Start DATA SEGMENT
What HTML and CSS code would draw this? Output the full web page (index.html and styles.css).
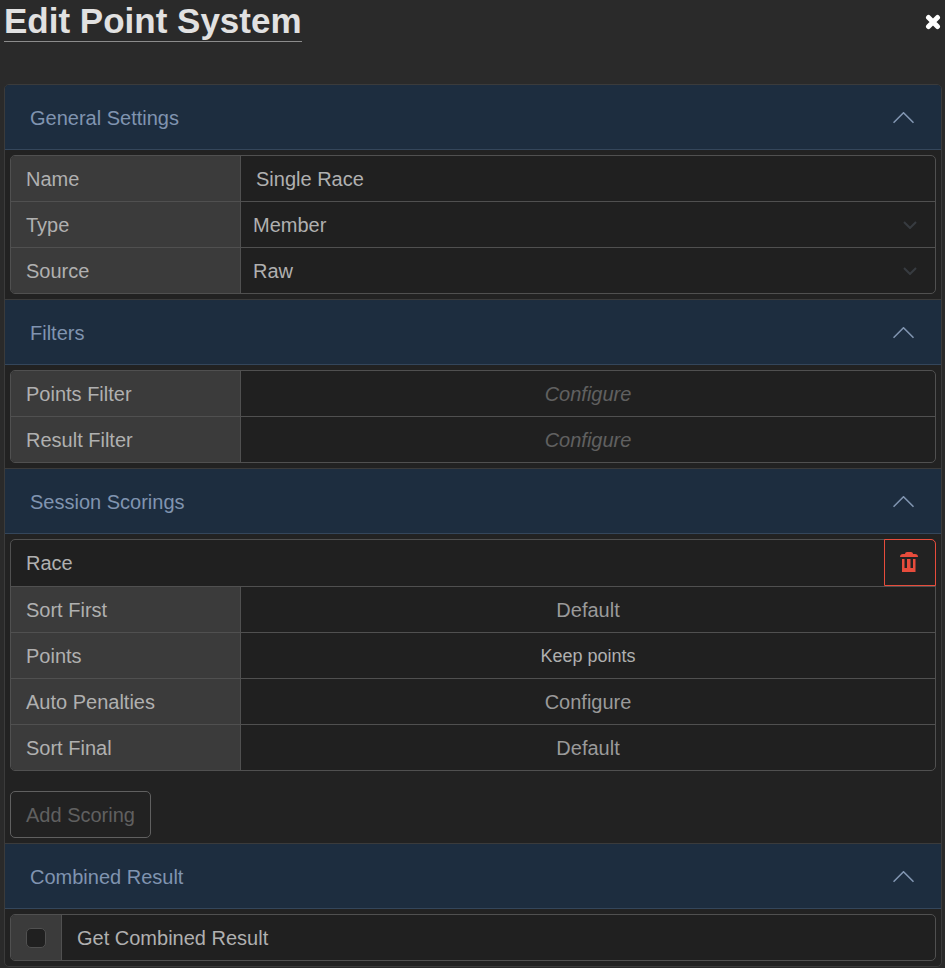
FILE: index.html
```html
<!DOCTYPE html>
<html lang="en">
<head>
<meta charset="utf-8">
<title>Edit Point System</title>
<meta name="viewport" content="width=device-width, initial-scale=1">
<link rel="stylesheet" href="styles.css">
</head>
<body>
<svg class="defs" aria-hidden="true">
  <symbol id="chevron-up" viewBox="0 0 22 12"><path d="M.5 10.800 10.500 .8l10 10" fill="none" stroke="currentColor" stroke-width="1.600"/></symbol>
</svg>
<header class="top">
  <h1 class="title">Edit Point System</h1>
  <button class="close" type="button" aria-label="Close">
    <svg width="16" height="16" viewBox="0 0 16 16"><path d="M3.500 3.500 12.500 12.500M12.500 3.500 3.500 12.500" stroke="currentColor" stroke-width="5" stroke-linecap="round"/></svg>
  </button>
</header>
<main class="accordion">
  <section class="item">
    <h2 class="heading"><button class="toggle" type="button" aria-expanded="true">General Settings<svg class="chevron"><use href="#chevron-up"/></svg></button></h2>
    <div class="body">
      <div class="group">
        <div class="row"><label class="label" for="name">Name</label><input class="field" id="name" type="text" value="Single Race"></div>
        <div class="row"><label class="label" for="type">Type</label><div class="select"><select class="field" id="type"><option>Member</option></select><svg class="caret" viewBox="0 0 14 8"><path d="M1 1l6 6 6-6"/></svg></div></div>
        <div class="row"><label class="label" for="source">Source</label><div class="select"><select class="field" id="source"><option>Raw</option></select><svg class="caret" viewBox="0 0 14 8"><path d="M1 1l6 6 6-6"/></svg></div></div>
      </div>
    </div>
  </section>
  <section class="item">
    <h2 class="heading"><button class="toggle" type="button" aria-expanded="true">Filters<svg class="chevron"><use href="#chevron-up"/></svg></button></h2>
    <div class="body">
      <div class="group">
        <div class="row"><label class="label" for="points-filter">Points Filter</label><button class="field action unset" id="points-filter" type="button">Configure</button></div>
        <div class="row"><label class="label" for="result-filter">Result Filter</label><button class="field action unset" id="result-filter" type="button">Configure</button></div>
      </div>
    </div>
  </section>
  <section class="item">
    <h2 class="heading"><button class="toggle" type="button" aria-expanded="true">Session Scorings<svg class="chevron"><use href="#chevron-up"/></svg></button></h2>
    <div class="body">
      <div class="group scoring">
        <div class="row session"><span class="session-name">Race</span>
          <button class="delete" type="button" aria-label="Delete scoring">
            <svg width="18" height="22" viewBox="0 0 18 22" fill="currentColor"><path d="M0 6C0 4 1 3 3 3h2c0-1.200 1-2 2-2h4c1 0 2 .8 2 2h2c2 0 3 1 3 3z"/><path d="M2 8h2.500V17H7V8h3.500V17H13V8h2.500V21H2z"/><path d="M7.200 8h2.800v10H7.200z"/></svg>
          </button>
        </div>
        <div class="row"><label class="label" for="sort-first">Sort First</label><button class="field action" id="sort-first" type="button">Default</button></div>
        <div class="row"><label class="label" for="points">Points</label><button class="field action points" id="points" type="button">Keep points</button></div>
        <div class="row"><label class="label" for="penalties">Auto Penalties</label><button class="field action" id="penalties" type="button">Configure</button></div>
        <div class="row"><label class="label" for="sort-final">Sort Final</label><button class="field action" id="sort-final" type="button">Default</button></div>
      </div>
      <button class="add" type="button">Add Scoring</button>
    </div>
  </section>
  <section class="item">
    <h2 class="heading"><button class="toggle" type="button" aria-expanded="true">Combined Result<svg class="chevron"><use href="#chevron-up"/></svg></button></h2>
    <div class="body">
      <div class="group">
        <div class="row"><span class="check-cell"><input class="check" id="combined" type="checkbox"></span><label class="check-label" for="combined">Get Combined Result</label></div>
      </div>
    </div>
  </section>
</main>
</body>
</html>
```

FILE: styles.css
```css
* { box-sizing: border-box; }

body {
  margin: 0;
  background: #2a2a2a;
  color: #b0b0b0;
  font: 20px/30px "Liberation Sans", Arial, sans-serif;
}

button, input, select { font: inherit; color: inherit; }
button { cursor: pointer; }

.defs { display: none; }

.top {
  display: flex;
  justify-content: space-between;
  align-items: flex-start;
  padding-left: 4px;
  margin-bottom: 42px;
}

.title {
  margin: 0;
  border-bottom: 1px solid #8c8c8c;
  color: #e1e1e1;
  font-size: 35px;
  font-weight: bold;
  line-height: 41px;
}

.close {
  margin: 14px 4px 0 0;
  padding: 0;
  border: 0;
  background: none;
  color: #fff;
}

.close svg { display: block; }

.accordion {
  margin: 0 3px 0 4px;
  border: 1px solid #3b3b3b;
  border-radius: 5px;
  background: #222;
  overflow: hidden;
}

.item + .item { border-top: 1px solid #3b3b3b; }

.heading { margin: 0; font-size: 20px; font-weight: normal; }

.toggle {
  display: flex;
  align-items: center;
  justify-content: space-between;
  width: 100%;
  height: 65px;
  padding: 2px 26px 0 25px;
  border: 0;
  border-bottom: 1px solid #34465b;
  background: #1d2d3f;
  color: #8094b0;
  text-align: left;
}

.chevron { width: 22px; height: 12px; }

.body { padding: 5px; }

.group {
  border: 1px solid #505050;
  border-radius: 5px;
  background: #202020;
  overflow: hidden;
}

.row { display: flex; height: 45px; }
.row + .row { height: 46px; border-top: 1px solid #505050; }

.label {
  flex: 0 0 230px;
  padding: 8px 15px;
  border-right: 1px solid #505050;
  background: #3b3b3b;
}

.field {
  flex: 1;
  min-width: 0;
  width: 100%;
  height: 100%;
  padding: 0 15px;
  border: 0;
  background: transparent;
}

input.field { padding-top: 2px; }

.select { position: relative; flex: 1; }
.select .field { padding: 0 12px; appearance: none; }

.caret {
  position: absolute;
  top: 50%;
  right: 18px;
  width: 14px;
  height: 8px;
  margin-top: -4px;
  fill: none;
  stroke: #373b40;
  stroke-width: 2;
  pointer-events: none;
}

.action { color: #9a9a9a; }
.unset { color: #606060; font-style: italic; }
.points { color: #b0b0b0; font-size: 18px; }

.scoring { margin-bottom: 20px; }
.session { justify-content: space-between; height: 46px; }
.session-name { padding: 8px 15px; }

.delete {
  display: flex;
  align-items: center;
  justify-content: center;
  width: 52px;
  margin: -1px -1px 0 0;
  padding: 0 2px 2px 0;
  border: 1px solid #e74c3c;
  border-top-right-radius: 5px;
  background: #222;
  color: #e74c3c;
}

.group.scoring { overflow: visible; }
.scoring .row:last-child .label { border-bottom-left-radius: 4px; }

.add {
  display: block;
  height: 47px;
  padding: 0 15px;
  border: 1px solid #606060;
  border-radius: 5px;
  background: transparent;
  color: #606060;
}

.check-cell {
  display: flex;
  align-items: center;
  padding: 0 15px;
  border-right: 1px solid #505050;
  background: #3b3b3b;
}

.check {
  width: 20px;
  height: 20px;
  margin: 0;
  border: 1px solid #505050;
  border-radius: 5px;
  background: #202020;
  appearance: none;
}

.check-label { flex: 1; padding: 8px 15px; }
```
End DATA SEGMENT
» **EXERCISE DIRECTIONS**: Your copy of the data should match it exactly, except that pictures are left out.

» **SOLUTION BELOW**:
What HTML and CSS code would draw this? Output the full web page (index.html and styles.css).
FILE: index.html
```html
<!DOCTYPE html>
<html lang="en">
<head>
<meta charset="utf-8">
<title>Edit Point System</title>
<meta name="viewport" content="width=device-width, initial-scale=1">
<link rel="stylesheet" href="styles.css">
</head>
<body>
<svg class="defs" aria-hidden="true">
  <symbol id="chevron-up" viewBox="0 0 22 12"><path d="M.5 10.800 10.500 .8l10 10" fill="none" stroke="currentColor" stroke-width="1.600"/></symbol>
</svg>
<header class="top">
  <h1 class="title">Edit Point System</h1>
  <button class="close" type="button" aria-label="Close">
    <svg width="16" height="16" viewBox="0 0 16 16"><path d="M3.500 3.500 12.500 12.500M12.500 3.500 3.500 12.500" stroke="currentColor" stroke-width="5" stroke-linecap="round"/></svg>
  </button>
</header>
<main class="accordion">
  <section class="item">
    <h2 class="heading"><button class="toggle" type="button" aria-expanded="true">General Settings<svg class="chevron"><use href="#chevron-up"/></svg></button></h2>
    <div class="body">
      <div class="group">
        <div class="row"><label class="label" for="name">Name</label><input class="field" id="name" type="text" value="Single Race"></div>
        <div class="row"><label class="label" for="type">Type</label><div class="select"><select class="field" id="type"><option>Member</option></select><svg class="caret" viewBox="0 0 14 8"><path d="M1 1l6 6 6-6"/></svg></div></div>
        <div class="row"><label class="label" for="source">Source</label><div class="select"><select class="field" id="source"><option>Raw</option></select><svg class="caret" viewBox="0 0 14 8"><path d="M1 1l6 6 6-6"/></svg></div></div>
      </div>
    </div>
  </section>
  <section class="item">
    <h2 class="heading"><button class="toggle" type="button" aria-expanded="true">Filters<svg class="chevron"><use href="#chevron-up"/></svg></button></h2>
    <div class="body">
      <div class="group">
        <div class="row"><label class="label" for="points-filter">Points Filter</label><button class="field action unset" id="points-filter" type="button">Configure</button></div>
        <div class="row"><label class="label" for="result-filter">Result Filter</label><button class="field action unset" id="result-filter" type="button">Configure</button></div>
      </div>
    </div>
  </section>
  <section class="item">
    <h2 class="heading"><button class="toggle" type="button" aria-expanded="true">Session Scorings<svg class="chevron"><use href="#chevron-up"/></svg></button></h2>
    <div class="body">
      <div class="group scoring">
        <div class="row session"><span class="session-name">Race</span>
          <button class="delete" type="button" aria-label="Delete scoring">
            <svg width="18" height="22" viewBox="0 0 18 22" fill="currentColor"><path d="M0 6C0 4 1 3 3 3h2c0-1.200 1-2 2-2h4c1 0 2 .8 2 2h2c2 0 3 1 3 3z"/><path d="M2 8h2.500V17H7V8h3.500V17H13V8h2.500V21H2z"/><path d="M7.200 8h2.800v10H7.200z"/></svg>
          </button>
        </div>
        <div class="row"><label class="label" for="sort-first">Sort First</label><button class="field action" id="sort-first" type="button">Default</button></div>
        <div class="row"><label class="label" for="points">Points</label><button class="field action points" id="points" type="button">Keep points</button></div>
        <div class="row"><label class="label" for="penalties">Auto Penalties</label><button class="field action" id="penalties" type="button">Configure</button></div>
        <div class="row"><label class="label" for="sort-final">Sort Final</label><button class="field action" id="sort-final" type="button">Default</button></div>
      </div>
      <button class="add" type="button">Add Scoring</button>
    </div>
  </section>
  <section class="item">
    <h2 class="heading"><button class="toggle" type="button" aria-expanded="true">Combined Result<svg class="chevron"><use href="#chevron-up"/></svg></button></h2>
    <div class="body">
      <div class="group">
        <div class="row"><span class="check-cell"><input class="check" id="combined" type="checkbox"></span><label class="check-label" for="combined">Get Combined Result</label></div>
      </div>
    </div>
  </section>
</main>
</body>
</html>
```

FILE: styles.css
```css
* { box-sizing: border-box; }

body {
  margin: 0;
  background: #2a2a2a;
  color: #b0b0b0;
  font: 20px/30px "Liberation Sans", Arial, sans-serif;
}

button, input, select { font: inherit; color: inherit; }
button { cursor: pointer; }

.defs { display: none; }

.top {
  display: flex;
  justify-content: space-between;
  align-items: flex-start;
  padding-left: 4px;
  margin-bottom: 42px;
}

.title {
  margin: 0;
  border-bottom: 1px solid #8c8c8c;
  color: #e1e1e1;
  font-size: 35px;
  font-weight: bold;
  line-height: 41px;
}

.close {
  margin: 14px 4px 0 0;
  padding: 0;
  border: 0;
  background: none;
  color: #fff;
}

.close svg { display: block; }

.accordion {
  margin: 0 3px 0 4px;
  border: 1px solid #3b3b3b;
  border-radius: 5px;
  background: #222;
  overflow: hidden;
}

.item + .item { border-top: 1px solid #3b3b3b; }

.heading { margin: 0; font-size: 20px; font-weight: normal; }

.toggle {
  display: flex;
  align-items: center;
  justify-content: space-between;
  width: 100%;
  height: 65px;
  padding: 2px 26px 0 25px;
  border: 0;
  border-bottom: 1px solid #34465b;
  background: #1d2d3f;
  color: #8094b0;
  text-align: left;
}

.chevron { width: 22px; height: 12px; }

.body { padding: 5px; }

.group {
  border: 1px solid #505050;
  border-radius: 5px;
  background: #202020;
  overflow: hidden;
}

.row { display: flex; height: 45px; }
.row + .row { height: 46px; border-top: 1px solid #505050; }

.label {
  flex: 0 0 230px;
  padding: 8px 15px;
  border-right: 1px solid #505050;
  background: #3b3b3b;
}

.field {
  flex: 1;
  min-width: 0;
  width: 100%;
  height: 100%;
  padding: 0 15px;
  border: 0;
  background: transparent;
}

input.field { padding-top: 2px; }

.select { position: relative; flex: 1; }
.select .field { padding: 0 12px; appearance: none; }

.caret {
  position: absolute;
  top: 50%;
  right: 18px;
  width: 14px;
  height: 8px;
  margin-top: -4px;
  fill: none;
  stroke: #373b40;
  stroke-width: 2;
  pointer-events: none;
}

.action { color: #9a9a9a; }
.unset { color: #606060; font-style: italic; }
.points { color: #b0b0b0; font-size: 18px; }

.scoring { margin-bottom: 20px; }
.session { justify-content: space-between; height: 46px; }
.session-name { padding: 8px 15px; }

.delete {
  display: flex;
  align-items: center;
  justify-content: center;
  width: 52px;
  margin: -1px -1px 0 0;
  padding: 0 2px 2px 0;
  border: 1px solid #e74c3c;
  border-top-right-radius: 5px;
  background: #222;
  color: #e74c3c;
}

.group.scoring { overflow: visible; }
.scoring .row:last-child .label { border-bottom-left-radius: 4px; }

.add {
  display: block;
  height: 47px;
  padding: 0 15px;
  border: 1px solid #606060;
  border-radius: 5px;
  background: transparent;
  color: #606060;
}

.check-cell {
  display: flex;
  align-items: center;
  padding: 0 15px;
  border-right: 1px solid #505050;
  background: #3b3b3b;
}

.check {
  width: 20px;
  height: 20px;
  margin: 0;
  border: 1px solid #505050;
  border-radius: 5px;
  background: #202020;
  appearance: none;
}

.check-label { flex: 1; padding: 8px 15px; }
```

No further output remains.